Designing Better On-call Tooling

2026-04-20

Designing Better On-call Tooling

What I learned from being on-call at Microsoft and how can I do better

on-call ServiceFabric

Background

I work on Service Fabric, and it's been an amazing experience. Every day feels like we're making a real, positive impact for our customers. It's genuinely a privilege to work in this environment.

Service Fabric is used primarily within Microsoft. On the surface, it may look similar to Kubernetes, but in reality, it's quite different. Kubernetes is mainly a container orchestration tool, whereas Service Fabric is closer to a highly scalable distributed platform that also supports running containers.

Service Fabric supports both stateless and stateful services. Stateless services (like reverse proxies or external-facing APIs) do not store data—if they fail, new instances are simply created. Stateful services, on the other hand, persist data to disk, so when an instance fails, it is recreated with its data intact. Stateful services can be either volatile or non-volatile, depending on how data persistence is handled.

There are also key concepts such as replicas, partitions, services, and applications, along with platform-level features like repair and health management. There is a steep learning curve to effectively support Service Fabric customers, but once you build that foundation, it becomes much more intuitive.

Experience is Key

When we join a customer call, we are expected to act as SMEs. That means understanding the system deeply, knowing our limits, and knowing who to reach out to when needed.

Time pressure is a major factor. Customers expect answers in real time, and there's often little opportunity to pause and research during a call. This can be stressful, but it becomes more manageable with experience.

Types of Incidents

We typically encounter several categories of incidents:

Known issues (low to medium difficulty): Problems we have seen before or can quickly identify.

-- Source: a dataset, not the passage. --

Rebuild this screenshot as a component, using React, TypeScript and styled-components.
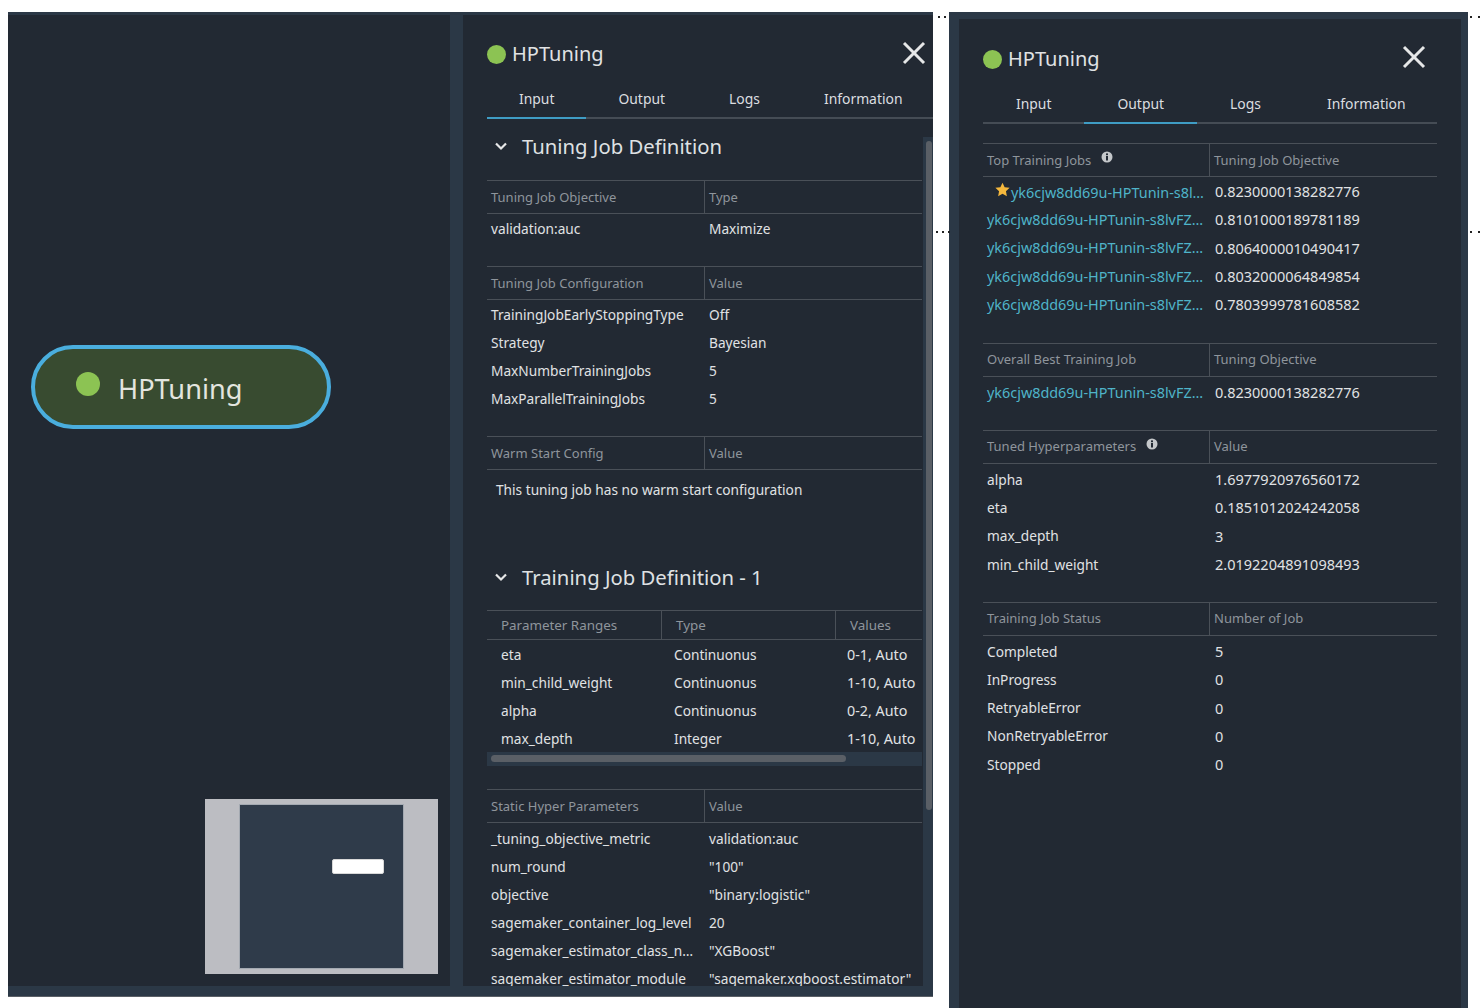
import React from 'react';
import styled, { createGlobalStyle } from 'styled-components';

const GlobalStyle = createGlobalStyle`
	html, body {
		margin: 0;
		background: #fff;
	}
	* {
		box-sizing: border-box;
	}
`;

const Page = styled.div`
	position: relative;
	width: 1482px;
	height: 1008px;
	overflow: hidden;
	display: flex;
	align-items: flex-start;
	padding: 12px 0 0 8px;
	font-family: 'Noto Sans', sans-serif;
	font-size: 13.7px;
	color: #e0e2e4;
`;

const LeftShot = styled.div`
	width: 925px;
	height: 985px;
	display: flex;
	flex-direction: column;
	background: #2b3846;
	padding: 3px 0 10px;
	border-bottom: 1px solid #5a5f66;
`;

const LeftBody = styled.div`
	flex: 1;
	min-height: 0;
	display: flex;
	gap: 13px;
`;

const Canvas = styled.div`
	position: relative;
	width: 442px;
	background: #222933;
`;

const FlowNode = styled.div`
	position: absolute;
	left: 23px;
	top: 330px;
	width: 300px;
	height: 84px;
	border: 4px solid #4aaede;
	border-radius: 42px;
	background: #384b30;
	display: flex;
	align-items: center;
	padding-left: 41px;
	gap: 18px;
	font-size: 27.2px;
	color: #e3e5df;
`;

const NodeDot = styled.span`
	width: 24px;
	height: 24px;
	margin-top: -6px;
	border-radius: 50%;
	background: #8cc353;
`;

const NodeLabel = styled.span`
	margin-top: 2px;
`;

const Minimap = styled.div`
	position: absolute;
	left: 197px;
	top: 784px;
	width: 233px;
	height: 175px;
	background: #bcbdc2;
	display: flex;
	justify-content: center;
	align-items: center;
`;

const MinimapView = styled.div`
	position: relative;
	width: 165px;
	height: 165px;
	margin-top: -1px;
	background: #2f3b4a;
	border: 1px solid #a3a9b1;
`;

const MinimapNode = styled.div`
	position: absolute;
	left: 92px;
	top: 54px;
	width: 52px;
	height: 15px;
	background: #fff;
	border: 1px solid #d8d8d8;
	border-radius: 2px;
`;

const Panel = styled.div<{ $pad: number }>`
	position: relative;
	flex: 1;
	min-width: 0;
	height: 100%;
	overflow: hidden;
	background: #222933;
	padding-left: ${(p) => p.$pad}px;
`;

const RightShot = styled.div`
	width: 519px;
	height: 996px;
	margin-left: 16px;
	background: #2b3846;
	padding: 7px 7px 0 10px;
	display: flex;
`;

const PanelHead = styled.div<{ $height: number }>`
	height: ${(p) => p.$height}px;
	padding-top: 14px;
	display: flex;
	align-items: center;
	justify-content: space-between;
`;

const PanelTitle = styled.div`
	display: flex;
	align-items: center;
	gap: 6px;
	font-size: 20px;
`;

const TitleText = styled.span`
	margin-top: -2px;
`;

const TitleDot = styled.span`
	width: 19px;
	height: 19px;
	border-radius: 50%;
	background: #8cc353;
`;

const CloseIcon = styled.svg<{ $right: number }>`
	width: 24px;
	height: 24px;
	margin-right: ${(p) => p.$right}px;
	margin-top: -4px;
	stroke: #e6e7e8;
	stroke-width: 3;
	fill: none;
`;

const TabBar = styled.div<{ $width?: number }>`
	display: flex;
	height: 39px;
	width: ${(p) => (p.$width ? `${p.$width}px` : 'auto')};
	border-bottom: 2px solid #454c55;
`;

const Tab = styled.div<{ $active?: boolean; $pad: number }>`
	padding: 0 ${(p) => p.$pad}px;
	height: 39px;
	line-height: 37px;
	font-size: 13.9px;
	color: #dcdee0;
	white-space: nowrap;
	border-bottom: 2px solid ${(p) => (p.$active ? '#3f9cc4' : 'transparent')};
`;

const SectionTitle = styled.div<{ $after: number }>`
	height: 56px;
	padding: 0 0 2px 7px;
	margin-bottom: ${(p) => p.$after}px;
	display: flex;
	align-items: center;
	gap: 14px;
	font-size: 20.3px;
	color: #dfe1e3;
`;

const TableWrap = styled.div<{ $gap?: number; $width: number }>`
	width: ${(p) => p.$width}px;
	margin-top: ${(p) => p.$gap ?? 0}px;
`;

const Head = styled.div<{ $cols: string; $height?: number }>`
	display: grid;
	grid-template-columns: ${(p) => p.$cols};
	height: ${(p) => p.$height ?? 34}px;
	border-top: 1px solid #4a5058;
	border-bottom: 1px solid #4a5058;
`;

const HeadCell = styled.div<{ $pad?: number; $size?: number }>`
	display: flex;
	align-items: center;
	gap: 10px;
	padding: 0 0 1px ${(p) => p.$pad ?? 4}px;
	font-size: ${(p) => p.$size ?? 13}px;
	color: #8f959c;
	white-space: nowrap;
	& + & {
		border-left: 1px solid #4a5058;
	}
`;

const Rows = styled.div<{ $pad?: number }>`
	padding-top: ${(p) => p.$pad ?? 0}px;
`;

const Row = styled.div<{ $cols: string; $height?: number }>`
	display: grid;
	grid-template-columns: ${(p) => p.$cols};
	height: ${(p) => p.$height ?? 28}px;
	align-items: center;
`;

const Cell = styled.div<{ $pad?: number }>`
	padding-left: ${(p) => p.$pad ?? 4}px;
	white-space: nowrap;
`;

const ValueCell = styled(Cell)`
	padding-left: ${(p) => p.$pad ?? 5}px;
`;

const RangeCell = styled(ValueCell)`
	font-size: 14.3px;
`;

const NumCell = styled(ValueCell)`
	padding-left: 6px;
	font-size: 14.5px;
`;

const LinkCell = styled(Cell)`
	color: #4fb4c9;
	font-size: 14.4px;
`;

const StarCell = styled(LinkCell)`
	display: flex;
	align-items: center;
	gap: 1px;
	padding-left: 12px;
`;

const LinkText = styled.span`
	padding-top: 3px;
`;

const Note = styled.div`
	height: 80px;
	padding: 9px 0 0 9px;
	line-height: 22px;
`;

const HScroll = styled.div`
	height: 14px;
	padding: 3px 4px;
	background: #2b3846;
`;

const HThumb = styled.div`
	width: 355px;
	height: 7px;
	border-radius: 4px;
	background: #5a5f66;
`;

const VScroll = styled.div`
	position: absolute;
	right: 0;
	top: 122px;
	bottom: 0;
	width: 10px;
	background: #2b3846;
	padding: 4px 1px 0 3px;
`;

const VThumb = styled.div`
	height: 669px;
	border-radius: 3px;
	background: #5a5f66;
`;

const Dots = styled.div<{ $x: number; $y: number; $gap: number }>`
	position: absolute;
	left: ${(p) => p.$x}px;
	top: ${(p) => p.$y}px;
	display: flex;
	gap: ${(p) => p.$gap}px;
`;

const Dot = styled.span`
	width: 2px;
	height: 2px;
	background: #222;
`;

const TWO_LEFT = '217px 1fr';
const THREE_LEFT = '174px 174px 1fr';
const TWO_RIGHT = '226px 1fr';

const close = (
	<>
		<line x1="2" y1="2" x2="22" y2="22" />
		<line x1="22" y1="2" x2="2" y2="22" />
	</>
);

const Chevron = () => (
	<svg width="14" height="14" viewBox="0 0 14 14" fill="none" stroke="#e6e7e8" strokeWidth="2.2">
		<polyline points="2,4.5 7,9.5 12,4.5" />
	</svg>
);

const InfoIcon = () => (
	<svg width="12" height="12" viewBox="0 0 12 12" style={{ marginTop: -5 }}>
		<circle cx="6" cy="6" r="5.5" fill="#c4c7ca" />
		<rect x="5" y="5" width="2" height="4.5" fill="#222933" />
		<rect x="5" y="2.4" width="2" height="1.8" fill="#222933" />
	</svg>
);

const Star = () => (
	<svg width="15" height="15" viewBox="0 0 24 24" style={{ flexShrink: 0, marginTop: -4 }}>
		<polygon fill="#f5b83d" points="12,1 15.4,8.3 23.4,9.3 17.5,14.8 19,22.7 12,18.8 5,22.7 6.5,14.8 .6,9.3 8.6,8.3" />
	</svg>
);

function KeyTable({
	head,
	rows,
	gap,
	width,
	cols,
	pad,
	rowHeight,
	numeric,
}: {
	head: [React.ReactNode, string];
	rows: string[][];
	gap?: number;
	width: number;
	cols: string;
	pad?: number;
	rowHeight?: number;
	numeric?: boolean;
}) {
	const Value = numeric ? NumCell : ValueCell;
	return (
		<TableWrap $gap={gap} $width={width}>
			<Head $cols={cols}>
				<HeadCell>{head[0]}</HeadCell>
				<HeadCell>{head[1]}</HeadCell>
			</Head>
			<Rows $pad={pad}>
				{rows.map((r) => (
					<Row key={r[0]} $cols={cols} $height={rowHeight}>
						<Cell>{r[0]}</Cell>
						<Value>{r[1]}</Value>
					</Row>
				))}
			</Rows>
		</TableWrap>
	);
}

const JOB = 'yk6cjw8dd69u-HPTunin-s8lvFZ…';
const BEST_JOB = 'yk6cjw8dd69u-HPTunin-s8l…';

function App() {
	return (
		<Page>
			<GlobalStyle />
			<LeftShot>
				<LeftBody>
					<Canvas>
						<FlowNode>
							<NodeDot />
							<NodeLabel>HPTuning</NodeLabel>
						</FlowNode>
						<Minimap>
							<MinimapView>
								<MinimapNode />
							</MinimapView>
						</Minimap>
					</Canvas>
					<Panel $pad={24}>
						<PanelHead $height={65}>
							<PanelTitle>
								<TitleDot />
								<TitleText>HPTuning</TitleText>
							</PanelTitle>
							<CloseIcon $right={7} viewBox="0 0 24 24">
								{close}
							</CloseIcon>
						</PanelHead>
						<TabBar>
							<Tab $pad={32} $active>
								Input
							</Tab>
							<Tab $pad={32}>Output</Tab>
							<Tab $pad={32}>Logs</Tab>
							<Tab $pad={32}>Information</Tab>
						</TabBar>
						<SectionTitle $after={5}>
							<Chevron />
							Tuning Job Definition
						</SectionTitle>
						<KeyTable
							width={435}
							cols={TWO_LEFT}
							head={['Tuning Job Objective', 'Type']}
							rows={[['validation:auc', 'Maximize']]}
						/>
						<KeyTable
							gap={24}
							width={435}
							cols={TWO_LEFT}
							head={['Tuning Job Configuration', 'Value']}
							rows={[
								['TrainingJobEarlyStoppingType', 'Off'],
								['Strategy', 'Bayesian'],
								['MaxNumberTrainingJobs', '5'],
								['MaxParallelTrainingJobs', '5'],
							]}
						/>
						<TableWrap $gap={24} $width={435}>
							<Head $cols={TWO_LEFT}>
								<HeadCell>Warm Start Config</HeadCell>
								<HeadCell>Value</HeadCell>
							</Head>
							<Note>This tuning job has no warm start configuration</Note>
						</TableWrap>
						<SectionTitle $after={4}>
							<Chevron />
							Training Job Definition - 1
						</SectionTitle>
						<TableWrap $width={435}>
							<Head $cols={THREE_LEFT} $height={30}>
								<HeadCell $pad={14} $size={13.4}>
									Parameter Ranges
								</HeadCell>
								<HeadCell $pad={14} $size={13.4}>
									Type
								</HeadCell>
								<HeadCell $pad={14} $size={13.4}>
									Values
								</HeadCell>
							</Head>
							<Rows>
								{[
									['eta', 'Continuonus', '0-1, Auto'],
									['min_child_weight', 'Continuonus', '1-10, Auto'],
									['alpha', 'Continuonus', '0-2, Auto'],
									['max_depth', 'Integer', '1-10, Auto'],
								].map((r) => (
									<Row key={r[0]} $cols={THREE_LEFT}>
										<Cell $pad={14}>{r[0]}</Cell>
										<Cell $pad={13}>{r[1]}</Cell>
										<RangeCell $pad={12}>{r[2]}</RangeCell>
									</Row>
								))}
							</Rows>
							<HScroll>
								<HThumb />
							</HScroll>
						</TableWrap>
						<KeyTable
							gap={23}
							pad={1}
							width={435}
							cols={TWO_LEFT}
							head={['Static Hyper Parameters', 'Value']}
							rows={[
								['_tuning_objective_metric', 'validation:auc'],
								['num_round', '"100"'],
								['objective', '"binary:logistic"'],
								['sagemaker_container_log_level', '20'],
								['sagemaker_estimator_class_n…', '"XGBoost"'],
								['sagemaker_estimator_module', '"sagemaker.xgboost.estimator"'],
							]}
						/>
						<VScroll>
							<VThumb />
						</VScroll>
					</Panel>
				</LeftBody>
			</LeftShot>
			<RightShot>
				<Panel $pad={24}>
					<PanelHead $height={66}>
						<PanelTitle>
							<TitleDot />
							<TitleText>HPTuning</TitleText>
						</PanelTitle>
						<CloseIcon $right={35} viewBox="0 0 24 24">
							{close}
						</CloseIcon>
					</PanelHead>
					<TabBar $width={454}>
						<Tab $pad={33}>Input</Tab>
						<Tab $pad={33} $active>
							Output
						</Tab>
						<Tab $pad={33}>Logs</Tab>
						<Tab $pad={33}>Information</Tab>
					</TabBar>
					<TableWrap $gap={19} $width={454}>
						<Head $cols={TWO_RIGHT}>
							<HeadCell>
								Top Training Jobs <InfoIcon />
							</HeadCell>
							<HeadCell>Tuning Job Objective</HeadCell>
						</Head>
						<Rows>
							<Row $cols={TWO_RIGHT} $height={28.3}>
								<StarCell>
									<Star />
									<LinkText>{BEST_JOB}</LinkText>
								</StarCell>
								<NumCell>0.8230000138282776</NumCell>
							</Row>
							{['0.8101000189781189', '0.8064000010490417', '0.8032000064849854', '0.7803999781608582'].map((v) => (
								<Row key={v} $cols={TWO_RIGHT} $height={28.3}>
									<LinkCell>{JOB}</LinkCell>
									<NumCell>{v}</NumCell>
								</Row>
							))}
						</Rows>
					</TableWrap>
					<TableWrap $gap={24.5} $width={454}>
						<Head $cols={TWO_RIGHT}>
							<HeadCell>Overall Best Training Job</HeadCell>
							<HeadCell>Tuning Objective</HeadCell>
						</Head>
						<Rows $pad={1}>
							<Row $cols={TWO_RIGHT} $height={28.3}>
								<LinkCell>{JOB}</LinkCell>
								<NumCell>0.8230000138282776</NumCell>
							</Row>
						</Rows>
					</TableWrap>
					<KeyTable
						gap={23.7}
						pad={1}
						rowHeight={28.3}
						numeric
						width={454}
						cols={TWO_RIGHT}
						head={[
							<>
								Tuned Hyperparameters <InfoIcon />
							</>,
							'Value',
						]}
						rows={[
							['alpha', '1.6977920976560172'],
							['eta', '0.1851012024242058'],
							['max_depth', '3'],
							['min_child_weight', '2.0192204891098493'],
						]}
					/>
					<KeyTable
						gap={23.8}
						pad={1}
						rowHeight={28.3}
						numeric
						width={454}
						cols={TWO_RIGHT}
						head={['Training Job Status', 'Number of Job']}
						rows={[
							['Completed', '5'],
							['InProgress', '0'],
							['RetryableError', '0'],
							['NonRetryableError', '0'],
							['Stopped', '0'],
						]}
					/>
				</Panel>
			</RightShot>
			<Dots $x={938} $y={16} $gap={4}>
				<Dot />
				<Dot />
			</Dots>
			<Dots $x={936} $y={231} $gap={4}>
				<Dot />
				<Dot />
				<Dot />
			</Dots>
			<Dots $x={1470} $y={16} $gap={6}>
				<Dot />
				<Dot />
			</Dots>
			<Dots $x={1470} $y={231} $gap={6}>
				<Dot />
				<Dot />
			</Dots>
		</Page>
	);
}

export default App;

These are the least stressful.
Unrelated issues: Cases where the root cause is outside Service Fabric, even if it initially appears related.
Unknown Service Fabric issues: We know SF is involved, but the root cause isn't clear. These require deeper investigation and are difficult to resolve during a live call. These can be quite stressful.
Outages: Everything is down, including Service Fabric. These are high-pressure, all-hands-on-deck situations.

What I have Learned

Stay calm and composed, panic doesn't help. Confidence is important, but it needs to be balanced with caution. Always verify instructions before sharing them with customers.

Providing incorrect guidance can have consequences: at best, it prolongs the call; at worst, it can make the issue worse.

I have also learned to maintain a well-organized set of documentation for investigations and to build a mental map of where to find critical information quickly.